David Bowers attended the rally for the ‘big boys toys’ – where members of the Vintage Excavator Trust get to play in a real quarry.

Arranged twice yearly at the Threlkeld Museum of Quarrying near Keswick in the Lake District, The Vintage Excavator Trust hosted a working weekend on May 24/25. This allows members to demonstrate their excavation machinery in action and includes rope-operated face shovels, draglines, skimmers, drag shovels, grab cranes and dumper trucks.

Andy Wolfenden (left) and John Whitter with the 1986 Peterbilt 359 low-loader and Andy's AEC 760 six-wheeler dump truck.

 

Many members actually keep and maintain their excavators in the disused quarry. It is an ideal location, for it enables them to be displayed in an authentic environment and they can also work over any spoil heaps on site.

From left, 1957 Priestman Cub Mk Va luffing shovel with Lister FR3 diesel engine, 1960 Priestman Cub Mk Va with Lister HA3 diesel engine, 1968 Preistman Cub Mk Va with Lister HB4 diesel engine, 3/8th cubic yard dragline on 32ft lattice boom and a 1944 Priestman Cub Mk IV with Dorman 2DWD diesel engine, crane grab on a 26ft boom.

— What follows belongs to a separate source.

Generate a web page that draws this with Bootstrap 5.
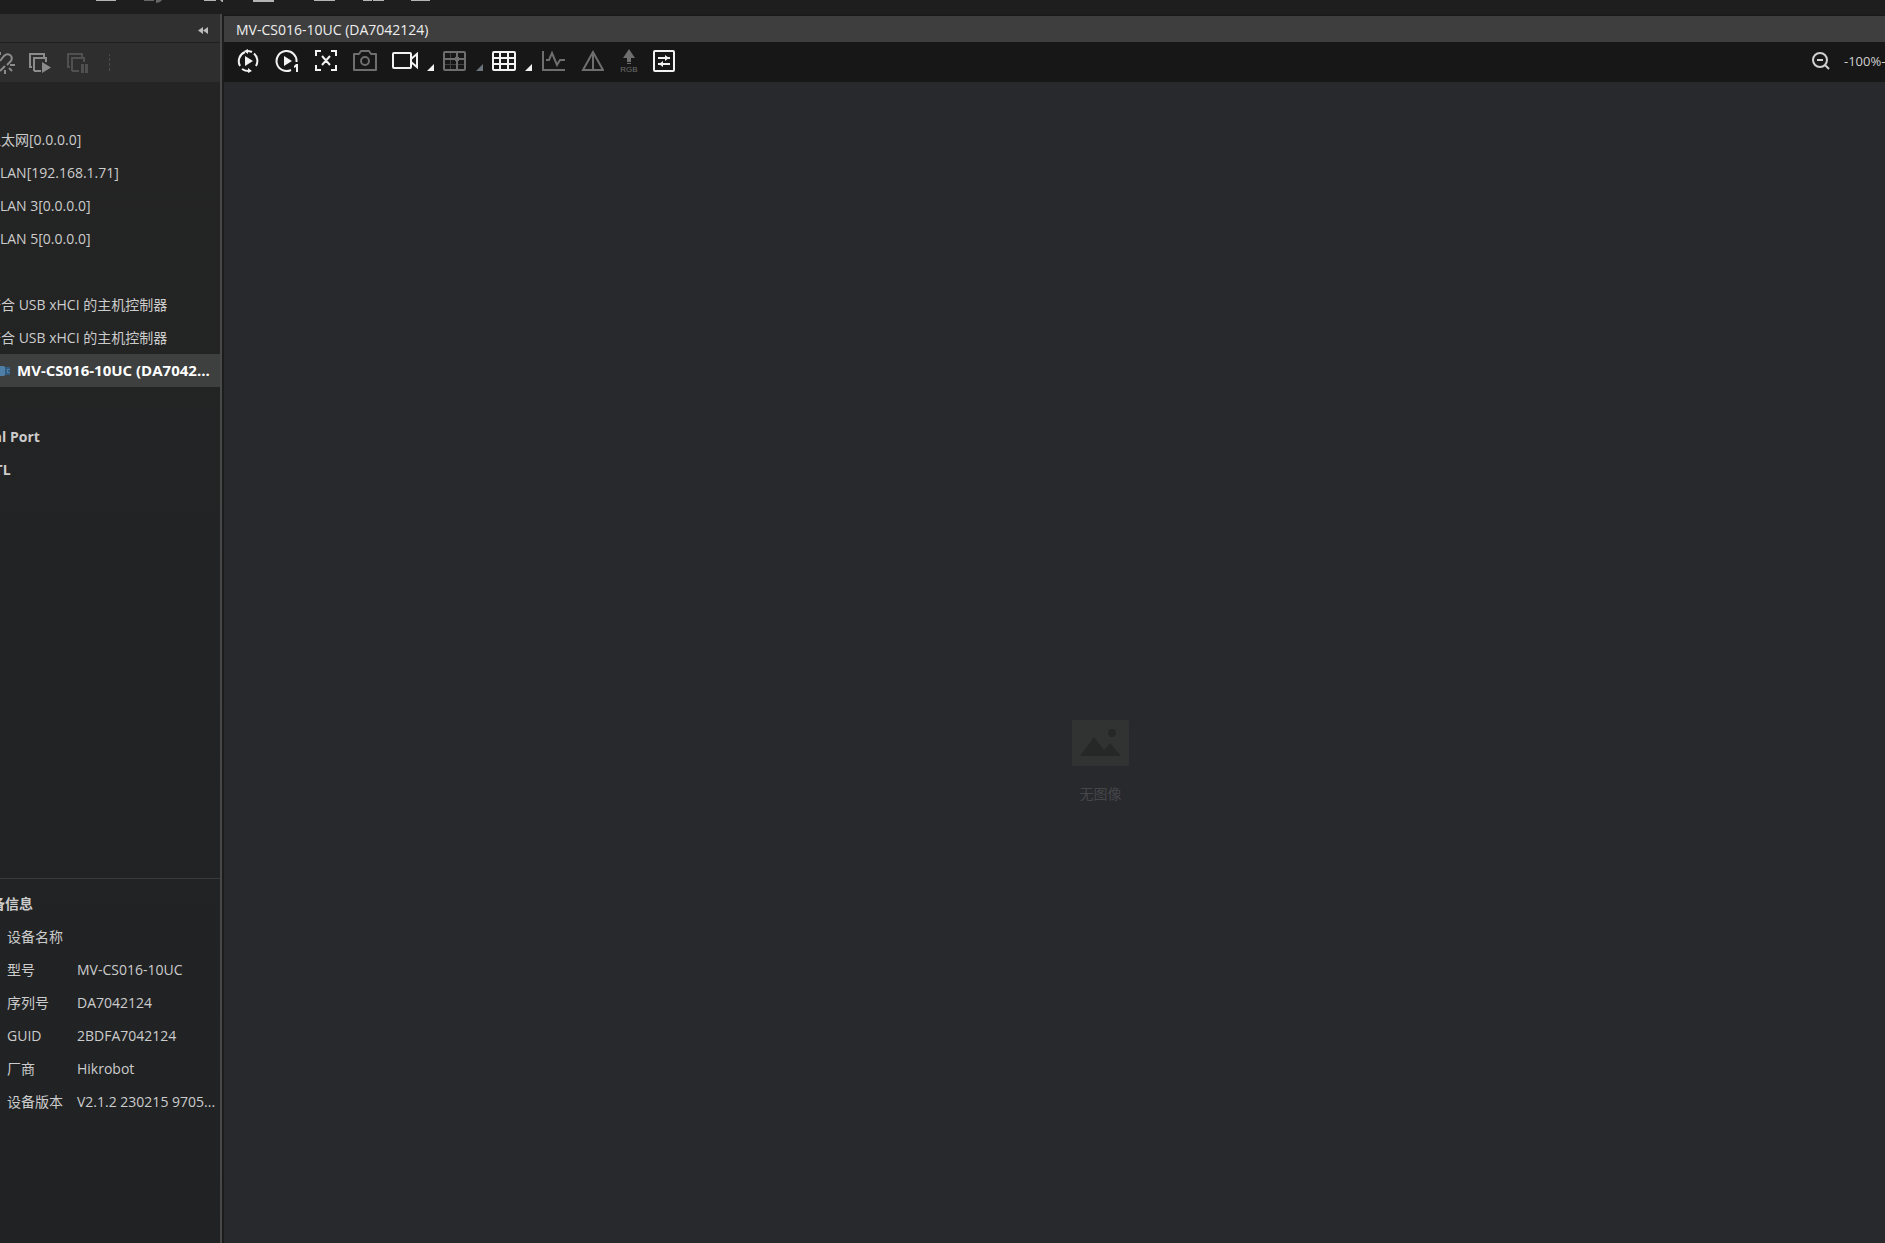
<!DOCTYPE html>
<html lang="zh-CN">
<head>
<meta charset="utf-8">
<meta name="viewport" content="width=device-width, initial-scale=1">
<title>MVS</title>
<link href="https://cdn.jsdelivr.net/npm/bootstrap@5.3.0/dist/css/bootstrap.min.css" rel="stylesheet">
<style>
body{background:#1e1e1e;color:#ccc;font-family:"Open Sans","Noto Sans CJK SC",sans-serif;font-size:14px;line-height:33px}
svg{display:block;fill:none;stroke:currentColor;stroke-width:2}
.solid{fill:currentColor;stroke:none}
.menu-strip{height:14px;color:#b4b4b4}
.menu-strip .off{color:#666}
.side{width:220px;background:linear-gradient(#242424,#202224)}
.side-head{height:28px;background:#303030;color:#bbb}
.side-tools{height:40px;background:#2e2e2e;border-top:1px solid #1f1f1f;color:#8b8b8b}
.side-start{margin-left:12px}
.side-stop{margin-left:14px}
.side-sep{margin-left:16px;color:#4c4c4c}
.splitter{width:4px;background:#1c1c1d;border-left:2px solid #484848}
.tool{border:0;background:none;padding:0;color:inherit;flex:none}
.tool:disabled{color:#6e6e6e}
.side-tools .tool:disabled{color:#505050}
.tree,.info-title{margin-left:-33px}
.tree li{height:33px;padding-left:20px;white-space:nowrap}
.tree .group{padding-left:0;font-weight:700}
.tree .picked{background:#3e403f;color:#fff;font-weight:700;font-size:15px;padding-left:33px}
.usb-body{fill:#4f7ea6;stroke:none}
.usb-plug{fill:#315b7f;stroke:none}
.info{border-top:1px solid #393a3b;padding-top:8px;height:365px}
.info-title{font-weight:700;padding-left:10px}
.info table{table-layout:fixed}
.info th{width:77px;font-weight:400;padding:0 0 0 7px}
.info td{padding:0;white-space:nowrap}
.doc-tab{height:27px;background:#3e3e3e;border-top:1px solid #191919;color:#eee;line-height:28px;margin-top:1px}
.view-tools{height:40px;background:#171717;color:#f2f2f2;padding:0 0 2px 12px}
.tools-wide{gap:15px}
.tools-tight{gap:9px}
.tools-end{gap:12px}
.drop{align-self:flex-end;margin-bottom:2px}
.rgb{font:8px "Liberation Sans",sans-serif;fill:#6e6e6e;stroke:none}
.zoom-box{gap:14px;width:74px;font-size:13px;color:#d0d0d0;white-space:nowrap}
.view{background:#28292d;color:#45464a;padding:205px 0 0 92px;gap:11px}
.pic-frame{fill:#313333;stroke:none}
.pic-shape{fill:#262827;stroke:none}
</style>
<script src="https://cdn.jsdelivr.net/npm/bootstrap@5.3.0/dist/js/bootstrap.bundle.min.js"></script>
</head>
<body class="vh-100 d-flex flex-column overflow-hidden">
<header class="menu-strip flex-shrink-0">
<svg width="440" height="4"><path class="solid" d="M96 0h20v1H96zM204 0h12v1h-12zM220 0h3v2h-1zM253 0h21v2h-21zM314 0h21v1h-21zM363 0h9v1h-9zM373 0h11v1h-11zM411 0h19v1h-19z"/><path class="solid off" d="M144 0h10v1h-10zM156 0h6l-2 2-4 1z"/></svg>
</header>
<div class="d-flex flex-grow-1 overflow-hidden">
<aside class="side d-flex flex-column flex-shrink-0 overflow-hidden">
<div class="side-head d-flex align-items-center justify-content-end pe-2 pt-1 flex-shrink-0">
<button class="tool me-1" aria-label="Collapse"><svg width="10" height="7"><path class="solid" d="M5 0v7L0 3.500zM10 0v7L5 3.500z"/></svg></button>
</div>
<div class="side-tools d-flex align-items-center flex-shrink-0">
<button class="tool" aria-label="Disconnect"><svg width="16" height="24"><path d="M0 10l4-5q3-3 6-1t1 6l-4 4M0 20l5-5M10 14h5M9 17l3 3M5 19v4M0 1v3"/></svg></button>
<button class="tool side-start" aria-label="Start all"><svg width="24" height="22"><path d="M4 15H2V2h14v3M7 18H6V6h12v4M6 19h7"/><path class="solid" d="M14 10l9 5.500-9 5.500z"/></svg></button>
<button class="tool side-stop" disabled aria-label="Stop all"><svg width="24" height="22"><path d="M4 15H2V2h14v3M7 18H6V6h12v4M6 19h7"/><path class="solid" d="M15 12h3v9h-3zM19 12h3v9h-3z"/></svg></button>
<svg class="side-sep" width="8" height="18"><path class="solid" d="M3 0h1v2H3zM3 4h1v3H3zM3 9h1v3H3zM3 14h1v3H3z"/></svg>
</div>
<ul class="tree list-unstyled mb-0 pt-2 flex-grow-1">
<li class="group"></li>
<li>以太网[0.0.0.0]</li><li>WLAN[192.168.1.71]</li><li>WLAN 3[0.0.0.0]</li><li>WLAN 5[0.0.0.0]</li>
<li class="group"></li>
<li>符合 USB xHCI 的主机控制器</li><li>符合 USB xHCI 的主机控制器</li>
<li class="picked d-flex align-items-center"><svg class="flex-shrink-0" width="17" height="12"><path class="usb-body" d="M0 1h4l1 1v8l-1 1H0z"/><path class="usb-plug" d="M5 2h5v8H5z"/><path class="usb-body" d="M7 4h3v1H8v2h2v1H7z"/></svg><span>MV-CS016-10UC (DA7042...</span></li>
<li class="group"></li><li class="group">Serial Port</li><li class="group">GenTL</li>
</ul>
<section class="info flex-shrink-0">
<div class="info-title">设备信息</div>
<table class="w-100">
<tr><th>设备名称</th><td></td></tr>
<tr><th>型号</th><td>MV-CS016-10UC</td></tr>
<tr><th>序列号</th><td>DA7042124</td></tr>
<tr><th>GUID</th><td>2BDFA7042124</td></tr>
<tr><th>厂商</th><td>Hikrobot</td></tr>
<tr><th>设备版本</th><td>V2.1.2 230215 9705...</td></tr>
</table>
</section>
</aside>
<div class="splitter flex-shrink-0"></div>
<main class="flex-grow-1 d-flex flex-column overflow-hidden">
<div class="doc-tab px-2 flex-shrink-0"><span class="ms-1">MV-CS016-10UC (DA7042124)</span></div>
<div class="view-tools d-flex align-items-center justify-content-between flex-shrink-0">
<div class="d-flex align-items-center tools-wide">
<button class="tool" aria-label="Start"><svg width="24" height="24"><path d="M9 3a10 10 0 0 0-5 14M18 4.500A10 10 0 0 1 20 17M6 20q3 2 7 2M10 2q4 0 6 1"/><path class="solid" d="M9 7v10l8-5zM12 0l-4 2 4 3zM12 24l4-2-4-3z"/></svg></button>
<button class="tool" aria-label="Start once"><svg width="24" height="24"><path d="M16 21A10 10 0 1 1 21.500 13"/><path class="solid" d="M9 7v10l8-5zM21 15h2v8h-2v-5l-2 1v-2z"/></svg></button>
<button class="tool" aria-label="Fit"><svg width="24" height="24"><path d="M2 7V2h5M17 2h5v5M22 16v5h-5M7 21H2v-5M8 7l8 9M16 7l-8 9"/></svg></button>
<button class="tool" disabled aria-label="Snapshot"><svg width="24" height="24"><path d="M1 5h5l2-3h8l2 3h5v16H1z" stroke-linejoin="round"/><circle cx="12" cy="12" r="4"/></svg></button>
<div class="d-flex align-items-center tools-tight">
<button class="tool" aria-label="Record"><svg width="26" height="24"><rect x="1" y="4" width="18" height="15" rx="1"/><path d="M19 10l6-5v13l-6-5"/></svg></button>
<svg class="drop" width="7" height="7"><path class="solid" d="M7 0v7H0z"/></svg>
<button class="tool" disabled aria-label="Cross line"><svg width="24" height="24"><rect x="1" y="3" width="21" height="18" rx="1"/><path d="M14 3v18M1 10h21"/><path class="solid" opacity=".5" d="M1 15h21v1H1zM7 3h1v18H7z"/><path class="solid" d="M12 8h4v4h-4z"/></svg></button>
<svg class="drop text-secondary" width="7" height="7"><path class="solid" d="M7 0v7H0z"/></svg>
<button class="tool" aria-label="Grid"><svg width="24" height="24"><rect x="1" y="3" width="22" height="18" rx="1"/><path d="M1 9h22M1 15h22M8 3v18M16 3v18"/></svg></button>
<svg class="drop" width="7" height="7"><path class="solid" d="M7 0v7H0z"/></svg>
<button class="tool" disabled aria-label="Waveform"><svg width="24" height="24"><path d="M2 2v19h22M5 11h3l3-7 5 12 3-5h5"/></svg></button>
</div>
<div class="d-flex align-items-center tools-end">
<button class="tool" disabled aria-label="Sharpness"><svg width="24" height="24"><path d="M13 3L3 21h20zM13 3v18"/></svg></button>
<button class="tool" disabled aria-label="RGB"><svg width="24" height="24"><path class="solid" d="M13 0l6 9h-4v4h-4V9H7zM11 14h4v1h-4z"/><text class="rgb" x="13" y="23" text-anchor="middle">RGB</text></svg></button>
<button class="tool" aria-label="Settings"><svg width="24" height="24"><rect x="2" y="2" width="20" height="20" rx="1"/><path d="M6 9h12M6 15h12"/><path class="solid" d="M13 6l4 3-4 3zM11 12v6l-4-3z"/></svg></button>
</div>
</div>
<div class="zoom-box d-flex align-items-center overflow-hidden">
<button class="tool" aria-label="Zoom out"><svg width="19" height="20"><circle cx="9" cy="9" r="7"/><path d="M6 9h6M14 14l4 4"/></svg></button>
<span>-100%-</span>
</div>
</div>
<div class="view flex-grow-1 d-flex flex-column align-items-center justify-content-center">
<svg width="57" height="46"><rect class="pic-frame" width="57" height="46" rx="2"/><path class="pic-shape" d="M8 36l14-19 10 13 6-7 11 13z"/><circle class="pic-shape" cx="40" cy="13" r="4"/></svg>
<div>无图像</div>
</div>
</main>
</div>
</body>
</html>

Fifty working machines were in operation over the weekend and site owner Ian Hartland supervised the get-together of members and their navvies. Ian and fellow members of the VET believe that a good museum is a working museum, and the event represented this approach, as demonstrated by Trust secretary, Philip Peacock, who put a 1968 Ruston-Bucyrus 22 RB with a cambered boom drag shovel through its paces loading a Muir Hill dumper. Philip explained how the Trust acquired this excavator. “Many are donated to the Trust, and this one came from George Fordy, a contractor from Northallerton. He didn’t want to see it scrapped as it’s in remarkably good condition. The 22RB is a very powerful machine and they were very good for their day.”

Although many of the excavators are donated to the Trust, transport costs by load loader can be prohibitively expensive, so there is a certain irony in that if an offer is turned down, then the excavator will almost certainly be reduced to scrap – a situation that they will always try to avoid.